Aim of the task =
Restate the material word for word and leave out anything that is a picture.

>> begin Material provided

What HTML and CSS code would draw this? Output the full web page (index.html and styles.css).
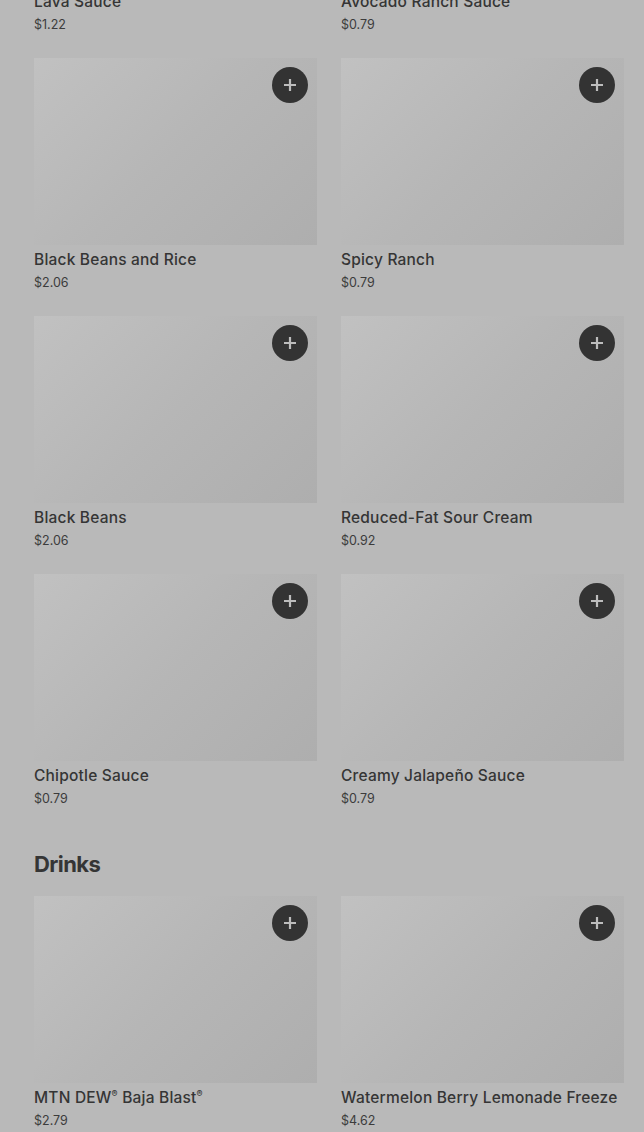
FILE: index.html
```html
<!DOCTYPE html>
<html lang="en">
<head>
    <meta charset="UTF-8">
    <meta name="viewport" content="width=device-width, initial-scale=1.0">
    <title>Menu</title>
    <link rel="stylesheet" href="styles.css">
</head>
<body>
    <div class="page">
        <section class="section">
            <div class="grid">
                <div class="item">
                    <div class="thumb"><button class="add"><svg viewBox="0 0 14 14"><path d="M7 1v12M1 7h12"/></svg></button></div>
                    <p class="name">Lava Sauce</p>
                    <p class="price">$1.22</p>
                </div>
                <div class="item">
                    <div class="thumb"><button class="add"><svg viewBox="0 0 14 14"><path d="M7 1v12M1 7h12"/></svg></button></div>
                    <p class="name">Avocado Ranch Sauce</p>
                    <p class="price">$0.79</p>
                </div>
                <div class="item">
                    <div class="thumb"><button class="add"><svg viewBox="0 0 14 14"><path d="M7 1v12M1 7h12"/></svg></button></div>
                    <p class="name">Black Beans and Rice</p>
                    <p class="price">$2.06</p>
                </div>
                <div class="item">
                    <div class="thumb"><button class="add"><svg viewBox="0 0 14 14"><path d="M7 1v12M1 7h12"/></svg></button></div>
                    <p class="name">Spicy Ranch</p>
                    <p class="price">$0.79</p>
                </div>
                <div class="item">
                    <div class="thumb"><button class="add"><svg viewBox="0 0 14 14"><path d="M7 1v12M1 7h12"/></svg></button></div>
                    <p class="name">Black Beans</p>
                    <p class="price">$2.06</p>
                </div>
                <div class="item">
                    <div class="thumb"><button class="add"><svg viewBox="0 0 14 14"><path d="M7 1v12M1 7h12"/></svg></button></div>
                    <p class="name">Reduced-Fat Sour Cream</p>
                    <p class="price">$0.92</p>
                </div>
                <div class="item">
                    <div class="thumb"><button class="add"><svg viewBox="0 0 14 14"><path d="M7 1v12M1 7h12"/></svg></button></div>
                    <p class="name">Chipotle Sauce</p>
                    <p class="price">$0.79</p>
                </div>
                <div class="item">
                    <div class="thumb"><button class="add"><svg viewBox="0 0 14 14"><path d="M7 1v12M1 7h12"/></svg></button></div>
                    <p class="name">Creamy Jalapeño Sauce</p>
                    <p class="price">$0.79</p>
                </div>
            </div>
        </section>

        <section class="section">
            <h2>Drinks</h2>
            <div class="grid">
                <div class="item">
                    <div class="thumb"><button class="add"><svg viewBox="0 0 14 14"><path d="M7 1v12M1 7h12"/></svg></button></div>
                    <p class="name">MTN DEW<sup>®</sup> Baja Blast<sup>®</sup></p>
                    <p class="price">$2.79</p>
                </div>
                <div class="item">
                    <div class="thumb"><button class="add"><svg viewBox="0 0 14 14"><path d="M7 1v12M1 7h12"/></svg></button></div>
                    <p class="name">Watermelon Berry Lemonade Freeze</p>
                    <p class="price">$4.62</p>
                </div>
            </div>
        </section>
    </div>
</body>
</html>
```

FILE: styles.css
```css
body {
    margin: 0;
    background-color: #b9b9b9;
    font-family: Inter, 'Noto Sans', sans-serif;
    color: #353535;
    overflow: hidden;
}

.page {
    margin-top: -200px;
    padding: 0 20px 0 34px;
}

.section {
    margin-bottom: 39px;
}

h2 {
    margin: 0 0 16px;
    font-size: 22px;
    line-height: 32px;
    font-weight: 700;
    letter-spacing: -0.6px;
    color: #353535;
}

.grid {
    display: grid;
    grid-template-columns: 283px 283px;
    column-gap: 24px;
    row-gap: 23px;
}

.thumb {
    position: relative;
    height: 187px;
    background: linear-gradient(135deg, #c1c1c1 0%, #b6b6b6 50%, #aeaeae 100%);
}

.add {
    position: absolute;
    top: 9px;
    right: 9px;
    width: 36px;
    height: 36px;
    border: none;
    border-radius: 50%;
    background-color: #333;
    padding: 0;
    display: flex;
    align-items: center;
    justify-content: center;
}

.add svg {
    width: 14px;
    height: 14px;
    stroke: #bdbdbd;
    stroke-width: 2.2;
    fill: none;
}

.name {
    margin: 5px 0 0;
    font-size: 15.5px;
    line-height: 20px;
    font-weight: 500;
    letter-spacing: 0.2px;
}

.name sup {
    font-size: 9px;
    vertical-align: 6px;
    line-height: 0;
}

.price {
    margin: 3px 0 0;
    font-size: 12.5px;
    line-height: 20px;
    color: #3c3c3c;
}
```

>> end Material provided

Solution =
What HTML and CSS code would draw this? Output the full web page (index.html and styles.css).
FILE: index.html
```html
<!DOCTYPE html>
<html lang="en">
<head>
    <meta charset="UTF-8">
    <meta name="viewport" content="width=device-width, initial-scale=1.0">
    <title>Menu</title>
    <link rel="stylesheet" href="styles.css">
</head>
<body>
    <div class="page">
        <section class="section">
            <div class="grid">
                <div class="item">
                    <div class="thumb"><button class="add"><svg viewBox="0 0 14 14"><path d="M7 1v12M1 7h12"/></svg></button></div>
                    <p class="name">Lava Sauce</p>
                    <p class="price">$1.22</p>
                </div>
                <div class="item">
                    <div class="thumb"><button class="add"><svg viewBox="0 0 14 14"><path d="M7 1v12M1 7h12"/></svg></button></div>
                    <p class="name">Avocado Ranch Sauce</p>
                    <p class="price">$0.79</p>
                </div>
                <div class="item">
                    <div class="thumb"><button class="add"><svg viewBox="0 0 14 14"><path d="M7 1v12M1 7h12"/></svg></button></div>
                    <p class="name">Black Beans and Rice</p>
                    <p class="price">$2.06</p>
                </div>
                <div class="item">
                    <div class="thumb"><button class="add"><svg viewBox="0 0 14 14"><path d="M7 1v12M1 7h12"/></svg></button></div>
                    <p class="name">Spicy Ranch</p>
                    <p class="price">$0.79</p>
                </div>
                <div class="item">
                    <div class="thumb"><button class="add"><svg viewBox="0 0 14 14"><path d="M7 1v12M1 7h12"/></svg></button></div>
                    <p class="name">Black Beans</p>
                    <p class="price">$2.06</p>
                </div>
                <div class="item">
                    <div class="thumb"><button class="add"><svg viewBox="0 0 14 14"><path d="M7 1v12M1 7h12"/></svg></button></div>
                    <p class="name">Reduced-Fat Sour Cream</p>
                    <p class="price">$0.92</p>
                </div>
                <div class="item">
                    <div class="thumb"><button class="add"><svg viewBox="0 0 14 14"><path d="M7 1v12M1 7h12"/></svg></button></div>
                    <p class="name">Chipotle Sauce</p>
                    <p class="price">$0.79</p>
                </div>
                <div class="item">
                    <div class="thumb"><button class="add"><svg viewBox="0 0 14 14"><path d="M7 1v12M1 7h12"/></svg></button></div>
                    <p class="name">Creamy Jalapeño Sauce</p>
                    <p class="price">$0.79</p>
                </div>
            </div>
        </section>

        <section class="section">
            <h2>Drinks</h2>
            <div class="grid">
                <div class="item">
                    <div class="thumb"><button class="add"><svg viewBox="0 0 14 14"><path d="M7 1v12M1 7h12"/></svg></button></div>
                    <p class="name">MTN DEW<sup>®</sup> Baja Blast<sup>®</sup></p>
                    <p class="price">$2.79</p>
                </div>
                <div class="item">
                    <div class="thumb"><button class="add"><svg viewBox="0 0 14 14"><path d="M7 1v12M1 7h12"/></svg></button></div>
                    <p class="name">Watermelon Berry Lemonade Freeze</p>
                    <p class="price">$4.62</p>
                </div>
            </div>
        </section>
    </div>
</body>
</html>
```

FILE: styles.css
```css
body {
    margin: 0;
    background-color: #b9b9b9;
    font-family: Inter, 'Noto Sans', sans-serif;
    color: #353535;
    overflow: hidden;
}

.page {
    margin-top: -200px;
    padding: 0 20px 0 34px;
}

.section {
    margin-bottom: 39px;
}

h2 {
    margin: 0 0 16px;
    font-size: 22px;
    line-height: 32px;
    font-weight: 700;
    letter-spacing: -0.6px;
    color: #353535;
}

.grid {
    display: grid;
    grid-template-columns: 283px 283px;
    column-gap: 24px;
    row-gap: 23px;
}

.thumb {
    position: relative;
    height: 187px;
    background: linear-gradient(135deg, #c1c1c1 0%, #b6b6b6 50%, #aeaeae 100%);
}

.add {
    position: absolute;
    top: 9px;
    right: 9px;
    width: 36px;
    height: 36px;
    border: none;
    border-radius: 50%;
    background-color: #333;
    padding: 0;
    display: flex;
    align-items: center;
    justify-content: center;
}

.add svg {
    width: 14px;
    height: 14px;
    stroke: #bdbdbd;
    stroke-width: 2.2;
    fill: none;
}

.name {
    margin: 5px 0 0;
    font-size: 15.5px;
    line-height: 20px;
    font-weight: 500;
    letter-spacing: 0.2px;
}

.name sup {
    font-size: 9px;
    vertical-align: 6px;
    line-height: 0;
}

.price {
    margin: 3px 0 0;
    font-size: 12.5px;
    line-height: 20px;
    color: #3c3c3c;
}
```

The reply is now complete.